Find the lines that contain the word "styles" and copy each one.

*** AVAILABLE DATA ***

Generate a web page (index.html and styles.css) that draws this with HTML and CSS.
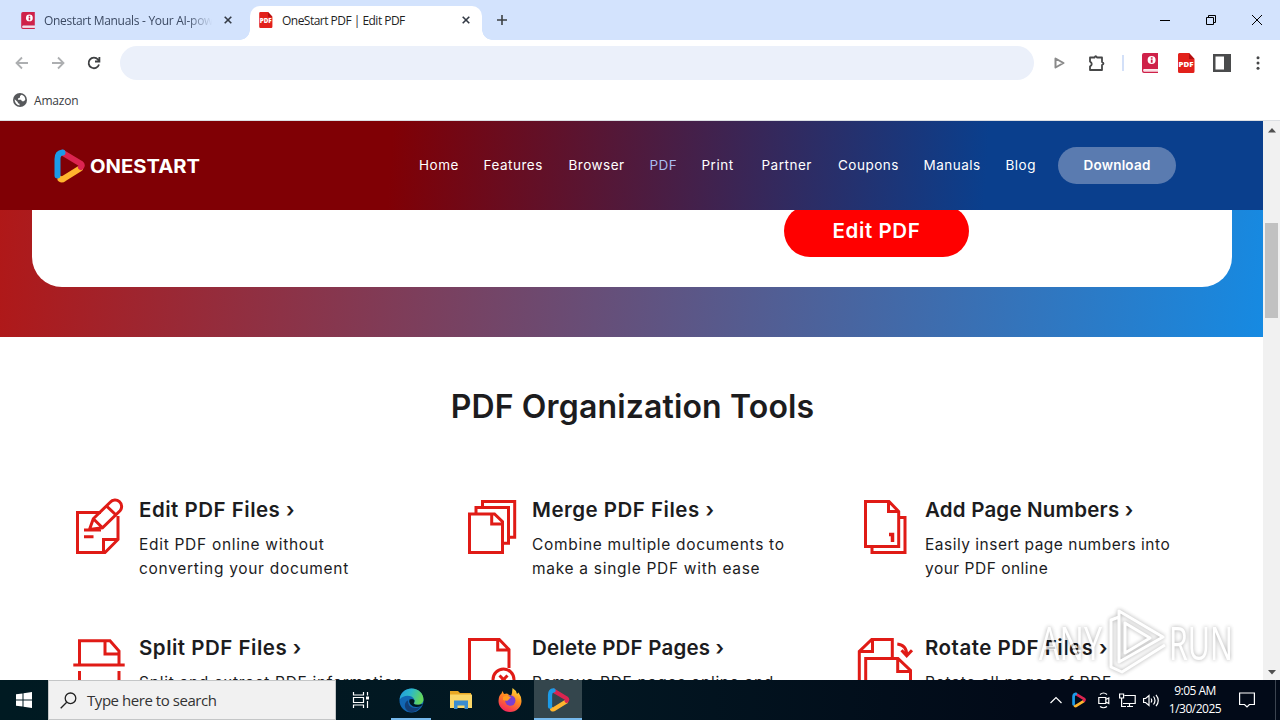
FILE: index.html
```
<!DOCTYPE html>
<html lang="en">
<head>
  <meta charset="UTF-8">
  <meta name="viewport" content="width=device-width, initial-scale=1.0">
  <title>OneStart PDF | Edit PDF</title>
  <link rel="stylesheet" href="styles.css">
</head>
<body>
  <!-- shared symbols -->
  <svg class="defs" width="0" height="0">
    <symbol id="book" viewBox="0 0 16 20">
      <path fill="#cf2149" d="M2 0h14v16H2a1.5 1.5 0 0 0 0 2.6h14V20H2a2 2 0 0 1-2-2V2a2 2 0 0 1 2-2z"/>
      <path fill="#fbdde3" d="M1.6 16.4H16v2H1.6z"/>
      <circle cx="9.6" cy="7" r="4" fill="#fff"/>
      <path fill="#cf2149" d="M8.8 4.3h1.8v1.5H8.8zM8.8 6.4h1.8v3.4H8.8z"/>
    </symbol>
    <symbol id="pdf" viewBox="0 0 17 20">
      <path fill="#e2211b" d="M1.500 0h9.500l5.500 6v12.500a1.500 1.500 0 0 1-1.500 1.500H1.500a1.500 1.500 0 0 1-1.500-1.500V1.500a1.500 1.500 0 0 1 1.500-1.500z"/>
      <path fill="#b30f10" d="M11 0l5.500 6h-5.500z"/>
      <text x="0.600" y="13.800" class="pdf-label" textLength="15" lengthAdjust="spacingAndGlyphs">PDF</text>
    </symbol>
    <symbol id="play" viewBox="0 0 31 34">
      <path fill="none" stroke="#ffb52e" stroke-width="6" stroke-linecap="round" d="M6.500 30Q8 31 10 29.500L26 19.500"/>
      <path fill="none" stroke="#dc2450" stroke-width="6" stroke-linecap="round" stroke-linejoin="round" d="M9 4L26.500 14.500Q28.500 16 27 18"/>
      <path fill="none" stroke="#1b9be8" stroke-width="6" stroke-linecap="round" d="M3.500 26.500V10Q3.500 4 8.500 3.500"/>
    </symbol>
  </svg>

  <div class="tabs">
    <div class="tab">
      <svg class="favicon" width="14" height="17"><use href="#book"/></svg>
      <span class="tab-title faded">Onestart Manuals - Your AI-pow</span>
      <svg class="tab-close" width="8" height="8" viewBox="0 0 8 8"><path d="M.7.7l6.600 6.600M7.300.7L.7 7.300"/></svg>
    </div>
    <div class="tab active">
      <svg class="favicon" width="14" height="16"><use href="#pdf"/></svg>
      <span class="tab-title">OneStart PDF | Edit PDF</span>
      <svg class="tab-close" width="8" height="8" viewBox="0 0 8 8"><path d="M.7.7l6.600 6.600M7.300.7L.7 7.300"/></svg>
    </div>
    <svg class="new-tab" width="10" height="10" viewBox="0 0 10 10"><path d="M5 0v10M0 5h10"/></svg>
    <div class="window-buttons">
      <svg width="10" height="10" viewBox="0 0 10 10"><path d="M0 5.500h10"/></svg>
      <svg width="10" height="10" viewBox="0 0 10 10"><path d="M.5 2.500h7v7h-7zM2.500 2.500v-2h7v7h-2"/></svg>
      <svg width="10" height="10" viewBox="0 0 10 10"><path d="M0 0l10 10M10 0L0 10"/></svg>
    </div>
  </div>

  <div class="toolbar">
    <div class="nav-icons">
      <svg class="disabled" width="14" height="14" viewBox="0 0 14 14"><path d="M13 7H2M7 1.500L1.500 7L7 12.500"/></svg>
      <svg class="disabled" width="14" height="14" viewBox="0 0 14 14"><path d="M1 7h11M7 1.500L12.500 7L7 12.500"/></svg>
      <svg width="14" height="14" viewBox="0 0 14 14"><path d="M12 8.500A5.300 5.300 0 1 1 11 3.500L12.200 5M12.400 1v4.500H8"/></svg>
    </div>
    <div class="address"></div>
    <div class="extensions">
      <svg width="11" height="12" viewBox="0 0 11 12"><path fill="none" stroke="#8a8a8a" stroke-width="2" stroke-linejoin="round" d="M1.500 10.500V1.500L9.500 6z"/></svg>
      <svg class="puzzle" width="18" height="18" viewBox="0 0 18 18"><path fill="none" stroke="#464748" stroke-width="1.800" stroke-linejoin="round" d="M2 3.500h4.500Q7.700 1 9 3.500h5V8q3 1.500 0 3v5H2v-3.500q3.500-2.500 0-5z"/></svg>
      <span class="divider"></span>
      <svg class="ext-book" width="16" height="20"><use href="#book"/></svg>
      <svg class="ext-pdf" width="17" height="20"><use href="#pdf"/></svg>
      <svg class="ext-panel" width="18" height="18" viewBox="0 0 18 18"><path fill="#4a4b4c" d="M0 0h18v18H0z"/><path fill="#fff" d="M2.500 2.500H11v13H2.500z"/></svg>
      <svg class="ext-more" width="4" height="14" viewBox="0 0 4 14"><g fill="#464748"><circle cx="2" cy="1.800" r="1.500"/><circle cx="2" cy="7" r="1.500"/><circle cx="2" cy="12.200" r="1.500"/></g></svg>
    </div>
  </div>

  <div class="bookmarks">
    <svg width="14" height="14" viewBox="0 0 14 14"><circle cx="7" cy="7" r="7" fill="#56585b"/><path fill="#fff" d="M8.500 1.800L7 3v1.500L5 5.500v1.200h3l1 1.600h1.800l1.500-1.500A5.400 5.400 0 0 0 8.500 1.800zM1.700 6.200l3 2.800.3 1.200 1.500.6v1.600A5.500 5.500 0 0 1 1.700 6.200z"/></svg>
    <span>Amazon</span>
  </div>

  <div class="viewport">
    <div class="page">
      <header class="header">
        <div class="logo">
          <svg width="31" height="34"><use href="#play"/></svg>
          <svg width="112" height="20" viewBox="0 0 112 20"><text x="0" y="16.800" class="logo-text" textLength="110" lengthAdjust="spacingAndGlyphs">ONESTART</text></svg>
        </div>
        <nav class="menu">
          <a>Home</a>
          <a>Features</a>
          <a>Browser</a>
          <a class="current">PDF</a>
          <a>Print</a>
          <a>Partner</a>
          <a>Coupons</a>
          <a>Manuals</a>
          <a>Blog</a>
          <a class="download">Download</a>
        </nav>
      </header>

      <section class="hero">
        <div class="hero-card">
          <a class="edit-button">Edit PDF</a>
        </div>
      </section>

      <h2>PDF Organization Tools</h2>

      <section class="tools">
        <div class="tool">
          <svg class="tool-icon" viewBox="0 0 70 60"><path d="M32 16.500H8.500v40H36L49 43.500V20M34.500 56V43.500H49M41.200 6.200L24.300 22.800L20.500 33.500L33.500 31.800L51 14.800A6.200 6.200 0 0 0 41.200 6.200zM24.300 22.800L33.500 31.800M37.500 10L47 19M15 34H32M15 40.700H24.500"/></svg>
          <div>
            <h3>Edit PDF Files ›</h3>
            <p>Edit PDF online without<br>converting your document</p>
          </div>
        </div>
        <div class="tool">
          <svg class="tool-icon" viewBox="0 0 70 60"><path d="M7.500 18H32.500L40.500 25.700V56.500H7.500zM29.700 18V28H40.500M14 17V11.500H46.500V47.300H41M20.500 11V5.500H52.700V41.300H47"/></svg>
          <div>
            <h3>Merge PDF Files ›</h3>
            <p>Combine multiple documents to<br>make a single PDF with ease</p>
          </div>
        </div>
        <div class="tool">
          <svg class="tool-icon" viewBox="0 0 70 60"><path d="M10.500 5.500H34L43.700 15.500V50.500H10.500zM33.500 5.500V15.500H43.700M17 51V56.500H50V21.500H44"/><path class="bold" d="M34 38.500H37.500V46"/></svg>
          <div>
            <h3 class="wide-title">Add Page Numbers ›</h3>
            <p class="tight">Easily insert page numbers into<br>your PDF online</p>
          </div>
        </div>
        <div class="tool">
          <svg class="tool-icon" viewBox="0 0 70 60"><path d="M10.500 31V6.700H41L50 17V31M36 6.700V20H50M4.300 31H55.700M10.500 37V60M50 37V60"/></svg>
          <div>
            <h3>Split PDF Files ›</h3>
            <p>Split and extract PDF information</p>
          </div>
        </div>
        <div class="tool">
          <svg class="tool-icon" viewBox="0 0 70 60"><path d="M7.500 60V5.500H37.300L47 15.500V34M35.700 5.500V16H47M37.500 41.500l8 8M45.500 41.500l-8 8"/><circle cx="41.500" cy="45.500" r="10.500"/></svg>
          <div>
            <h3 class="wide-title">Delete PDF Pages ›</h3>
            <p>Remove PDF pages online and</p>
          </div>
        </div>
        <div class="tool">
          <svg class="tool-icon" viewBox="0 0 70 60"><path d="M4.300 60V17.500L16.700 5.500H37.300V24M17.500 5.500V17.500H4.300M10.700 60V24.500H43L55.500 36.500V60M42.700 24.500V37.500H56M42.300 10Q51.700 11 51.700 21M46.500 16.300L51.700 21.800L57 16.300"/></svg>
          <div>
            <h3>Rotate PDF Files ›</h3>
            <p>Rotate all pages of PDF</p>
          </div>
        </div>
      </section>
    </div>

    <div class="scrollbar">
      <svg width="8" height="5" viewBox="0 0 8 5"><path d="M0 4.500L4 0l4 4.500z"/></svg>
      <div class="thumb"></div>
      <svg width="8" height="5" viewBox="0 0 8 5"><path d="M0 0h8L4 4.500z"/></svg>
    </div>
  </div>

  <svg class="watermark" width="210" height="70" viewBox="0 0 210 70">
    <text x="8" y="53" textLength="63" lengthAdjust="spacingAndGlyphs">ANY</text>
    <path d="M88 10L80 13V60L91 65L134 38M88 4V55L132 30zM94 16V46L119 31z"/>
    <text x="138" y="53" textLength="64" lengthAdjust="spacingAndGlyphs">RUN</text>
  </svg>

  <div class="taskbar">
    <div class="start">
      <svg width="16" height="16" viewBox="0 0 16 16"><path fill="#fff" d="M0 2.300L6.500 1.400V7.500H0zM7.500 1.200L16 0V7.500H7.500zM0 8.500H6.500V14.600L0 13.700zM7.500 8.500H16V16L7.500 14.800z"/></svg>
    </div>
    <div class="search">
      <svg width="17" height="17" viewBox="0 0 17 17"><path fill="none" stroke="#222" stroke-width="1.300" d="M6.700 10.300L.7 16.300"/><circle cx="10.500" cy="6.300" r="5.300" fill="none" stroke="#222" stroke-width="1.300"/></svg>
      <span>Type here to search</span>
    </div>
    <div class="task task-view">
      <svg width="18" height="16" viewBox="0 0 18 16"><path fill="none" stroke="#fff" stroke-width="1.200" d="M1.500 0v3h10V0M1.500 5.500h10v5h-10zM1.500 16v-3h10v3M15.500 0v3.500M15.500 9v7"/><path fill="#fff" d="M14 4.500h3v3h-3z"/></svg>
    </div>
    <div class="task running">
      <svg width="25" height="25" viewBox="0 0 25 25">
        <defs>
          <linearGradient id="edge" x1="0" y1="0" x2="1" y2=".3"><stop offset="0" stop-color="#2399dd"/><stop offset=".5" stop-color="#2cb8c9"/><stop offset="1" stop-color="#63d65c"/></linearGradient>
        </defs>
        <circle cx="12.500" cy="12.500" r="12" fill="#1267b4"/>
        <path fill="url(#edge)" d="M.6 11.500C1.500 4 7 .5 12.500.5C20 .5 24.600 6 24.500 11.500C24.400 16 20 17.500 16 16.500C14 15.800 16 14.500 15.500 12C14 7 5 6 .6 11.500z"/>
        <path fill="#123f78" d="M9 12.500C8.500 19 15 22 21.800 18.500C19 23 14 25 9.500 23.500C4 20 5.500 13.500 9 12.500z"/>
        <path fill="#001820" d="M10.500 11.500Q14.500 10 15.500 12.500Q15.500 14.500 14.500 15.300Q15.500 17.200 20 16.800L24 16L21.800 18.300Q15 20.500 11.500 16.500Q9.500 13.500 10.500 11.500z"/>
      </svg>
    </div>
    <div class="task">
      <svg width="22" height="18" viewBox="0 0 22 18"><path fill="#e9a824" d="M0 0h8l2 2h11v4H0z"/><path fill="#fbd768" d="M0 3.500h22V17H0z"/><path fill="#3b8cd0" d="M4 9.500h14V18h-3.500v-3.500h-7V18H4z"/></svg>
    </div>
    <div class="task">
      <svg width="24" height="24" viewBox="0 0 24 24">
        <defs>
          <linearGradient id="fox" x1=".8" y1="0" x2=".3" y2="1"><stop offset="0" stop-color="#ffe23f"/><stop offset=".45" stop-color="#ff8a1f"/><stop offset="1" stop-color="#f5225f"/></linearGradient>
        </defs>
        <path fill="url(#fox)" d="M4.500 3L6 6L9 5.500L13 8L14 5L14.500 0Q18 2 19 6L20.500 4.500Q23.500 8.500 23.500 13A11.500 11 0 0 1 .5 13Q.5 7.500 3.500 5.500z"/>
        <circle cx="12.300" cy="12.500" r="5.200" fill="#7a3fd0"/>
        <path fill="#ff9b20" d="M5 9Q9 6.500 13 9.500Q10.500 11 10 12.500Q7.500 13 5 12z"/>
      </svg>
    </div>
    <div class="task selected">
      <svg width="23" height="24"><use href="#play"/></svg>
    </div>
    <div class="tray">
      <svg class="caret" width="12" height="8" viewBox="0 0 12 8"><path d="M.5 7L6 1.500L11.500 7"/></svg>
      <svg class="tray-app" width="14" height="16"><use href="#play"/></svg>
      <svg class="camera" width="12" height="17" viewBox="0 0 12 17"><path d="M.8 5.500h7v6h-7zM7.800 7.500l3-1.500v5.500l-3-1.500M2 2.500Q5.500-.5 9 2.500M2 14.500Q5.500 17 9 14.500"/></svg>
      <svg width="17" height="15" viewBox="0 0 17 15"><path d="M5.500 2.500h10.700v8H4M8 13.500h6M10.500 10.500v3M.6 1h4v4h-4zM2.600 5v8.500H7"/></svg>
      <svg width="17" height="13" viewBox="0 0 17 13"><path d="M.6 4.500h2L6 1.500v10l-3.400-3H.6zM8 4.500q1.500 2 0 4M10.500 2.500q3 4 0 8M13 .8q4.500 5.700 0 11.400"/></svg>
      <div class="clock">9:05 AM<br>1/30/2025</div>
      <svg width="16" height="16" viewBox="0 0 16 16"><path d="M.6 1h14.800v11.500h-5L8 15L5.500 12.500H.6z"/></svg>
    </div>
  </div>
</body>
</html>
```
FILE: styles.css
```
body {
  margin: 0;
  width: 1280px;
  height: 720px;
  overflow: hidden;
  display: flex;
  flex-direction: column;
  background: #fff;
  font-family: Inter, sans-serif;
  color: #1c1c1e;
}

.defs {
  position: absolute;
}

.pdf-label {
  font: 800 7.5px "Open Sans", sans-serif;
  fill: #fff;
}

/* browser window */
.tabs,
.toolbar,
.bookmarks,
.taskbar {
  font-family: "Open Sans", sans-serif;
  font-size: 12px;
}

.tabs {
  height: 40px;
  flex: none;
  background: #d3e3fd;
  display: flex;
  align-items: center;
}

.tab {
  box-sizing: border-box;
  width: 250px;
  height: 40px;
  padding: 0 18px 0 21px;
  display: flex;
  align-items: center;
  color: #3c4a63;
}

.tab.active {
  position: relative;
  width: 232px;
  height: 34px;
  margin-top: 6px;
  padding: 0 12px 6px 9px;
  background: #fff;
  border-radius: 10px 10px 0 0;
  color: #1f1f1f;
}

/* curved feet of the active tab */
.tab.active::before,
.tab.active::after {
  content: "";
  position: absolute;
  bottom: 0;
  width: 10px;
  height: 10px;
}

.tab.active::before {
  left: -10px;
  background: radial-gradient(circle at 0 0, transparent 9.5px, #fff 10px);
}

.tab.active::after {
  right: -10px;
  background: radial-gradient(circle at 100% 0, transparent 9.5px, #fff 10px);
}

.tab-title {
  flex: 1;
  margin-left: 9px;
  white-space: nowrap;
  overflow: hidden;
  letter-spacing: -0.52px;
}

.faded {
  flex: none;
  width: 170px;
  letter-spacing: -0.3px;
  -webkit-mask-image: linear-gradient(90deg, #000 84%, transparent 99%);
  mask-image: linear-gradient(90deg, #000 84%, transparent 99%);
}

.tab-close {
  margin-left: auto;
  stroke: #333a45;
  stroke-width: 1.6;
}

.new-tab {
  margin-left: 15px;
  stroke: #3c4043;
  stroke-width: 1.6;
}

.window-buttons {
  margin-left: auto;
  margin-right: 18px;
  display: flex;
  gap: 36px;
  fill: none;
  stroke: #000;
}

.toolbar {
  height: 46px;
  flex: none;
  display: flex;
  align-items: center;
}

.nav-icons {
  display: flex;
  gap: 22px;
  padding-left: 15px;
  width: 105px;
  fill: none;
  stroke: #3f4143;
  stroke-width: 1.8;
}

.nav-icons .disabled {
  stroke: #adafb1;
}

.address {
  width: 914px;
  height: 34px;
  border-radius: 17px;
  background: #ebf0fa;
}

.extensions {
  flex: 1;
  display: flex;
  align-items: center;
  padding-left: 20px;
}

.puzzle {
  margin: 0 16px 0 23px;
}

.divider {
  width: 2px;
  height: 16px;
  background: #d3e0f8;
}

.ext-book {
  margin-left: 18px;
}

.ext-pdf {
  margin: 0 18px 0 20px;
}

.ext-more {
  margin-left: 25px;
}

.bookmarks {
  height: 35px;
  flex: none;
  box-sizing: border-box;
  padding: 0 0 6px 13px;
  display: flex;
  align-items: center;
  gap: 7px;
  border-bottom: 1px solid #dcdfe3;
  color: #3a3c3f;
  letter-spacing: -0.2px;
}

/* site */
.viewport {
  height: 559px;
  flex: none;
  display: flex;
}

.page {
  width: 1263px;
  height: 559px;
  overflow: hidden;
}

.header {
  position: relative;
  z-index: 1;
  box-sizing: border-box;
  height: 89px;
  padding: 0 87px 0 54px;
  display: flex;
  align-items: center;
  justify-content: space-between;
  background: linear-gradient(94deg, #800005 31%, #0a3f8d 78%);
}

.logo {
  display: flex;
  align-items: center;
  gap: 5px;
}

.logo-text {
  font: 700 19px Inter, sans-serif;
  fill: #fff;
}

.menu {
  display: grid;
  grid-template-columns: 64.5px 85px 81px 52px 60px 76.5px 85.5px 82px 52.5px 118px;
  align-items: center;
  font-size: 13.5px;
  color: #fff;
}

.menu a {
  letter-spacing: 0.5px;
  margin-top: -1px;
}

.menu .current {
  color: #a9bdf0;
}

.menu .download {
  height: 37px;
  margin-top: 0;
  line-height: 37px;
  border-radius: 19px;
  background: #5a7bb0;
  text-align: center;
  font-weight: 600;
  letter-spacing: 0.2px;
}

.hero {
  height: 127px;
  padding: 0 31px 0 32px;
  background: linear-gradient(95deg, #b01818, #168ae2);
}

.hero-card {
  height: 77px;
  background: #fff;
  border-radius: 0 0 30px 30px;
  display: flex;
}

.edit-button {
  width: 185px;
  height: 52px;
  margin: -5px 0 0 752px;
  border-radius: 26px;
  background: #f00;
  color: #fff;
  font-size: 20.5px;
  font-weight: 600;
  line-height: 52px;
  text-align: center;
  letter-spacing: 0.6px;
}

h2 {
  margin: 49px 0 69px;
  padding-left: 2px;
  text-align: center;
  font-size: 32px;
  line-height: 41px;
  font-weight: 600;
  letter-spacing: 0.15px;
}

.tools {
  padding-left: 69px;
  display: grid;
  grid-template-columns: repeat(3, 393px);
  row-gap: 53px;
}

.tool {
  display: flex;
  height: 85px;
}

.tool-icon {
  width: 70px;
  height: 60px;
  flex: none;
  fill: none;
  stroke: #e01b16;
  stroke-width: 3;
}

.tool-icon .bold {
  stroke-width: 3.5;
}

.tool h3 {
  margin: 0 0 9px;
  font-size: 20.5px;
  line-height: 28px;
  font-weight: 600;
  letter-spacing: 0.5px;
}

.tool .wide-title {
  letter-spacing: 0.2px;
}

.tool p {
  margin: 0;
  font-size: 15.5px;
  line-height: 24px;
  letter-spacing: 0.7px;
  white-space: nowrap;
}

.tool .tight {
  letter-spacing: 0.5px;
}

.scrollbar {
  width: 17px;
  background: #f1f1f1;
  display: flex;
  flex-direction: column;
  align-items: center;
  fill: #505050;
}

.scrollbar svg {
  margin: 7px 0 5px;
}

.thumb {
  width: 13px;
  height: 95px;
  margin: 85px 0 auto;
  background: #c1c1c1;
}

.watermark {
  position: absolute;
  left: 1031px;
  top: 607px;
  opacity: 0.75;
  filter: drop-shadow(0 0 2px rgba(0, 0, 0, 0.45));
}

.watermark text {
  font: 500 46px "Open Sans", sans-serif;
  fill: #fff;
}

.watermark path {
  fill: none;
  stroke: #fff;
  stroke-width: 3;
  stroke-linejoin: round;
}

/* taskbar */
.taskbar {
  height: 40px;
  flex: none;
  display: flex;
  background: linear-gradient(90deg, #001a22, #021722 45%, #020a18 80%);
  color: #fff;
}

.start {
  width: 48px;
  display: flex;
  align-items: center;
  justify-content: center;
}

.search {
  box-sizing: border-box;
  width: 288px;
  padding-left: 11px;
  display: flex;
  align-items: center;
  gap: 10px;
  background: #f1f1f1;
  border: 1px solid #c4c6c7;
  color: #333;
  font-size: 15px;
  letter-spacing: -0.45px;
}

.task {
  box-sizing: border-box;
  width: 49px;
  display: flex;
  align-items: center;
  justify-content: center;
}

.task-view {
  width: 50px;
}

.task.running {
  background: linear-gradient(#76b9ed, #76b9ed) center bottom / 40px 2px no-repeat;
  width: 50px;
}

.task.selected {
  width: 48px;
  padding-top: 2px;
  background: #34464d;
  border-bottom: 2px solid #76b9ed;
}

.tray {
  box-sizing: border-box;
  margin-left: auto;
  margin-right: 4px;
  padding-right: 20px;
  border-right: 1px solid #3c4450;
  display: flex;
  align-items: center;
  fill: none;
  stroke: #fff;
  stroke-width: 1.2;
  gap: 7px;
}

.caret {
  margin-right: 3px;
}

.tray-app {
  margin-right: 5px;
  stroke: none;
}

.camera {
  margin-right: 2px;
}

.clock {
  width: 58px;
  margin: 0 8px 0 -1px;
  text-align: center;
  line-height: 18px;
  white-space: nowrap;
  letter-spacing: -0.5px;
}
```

***

▸ **ANSWER FOR THIS EXERCISE**:
Generate a web page (index.html and styles.css) that draws this with HTML and CSS.
  <link rel="stylesheet" href="styles.css">
FILE: styles.css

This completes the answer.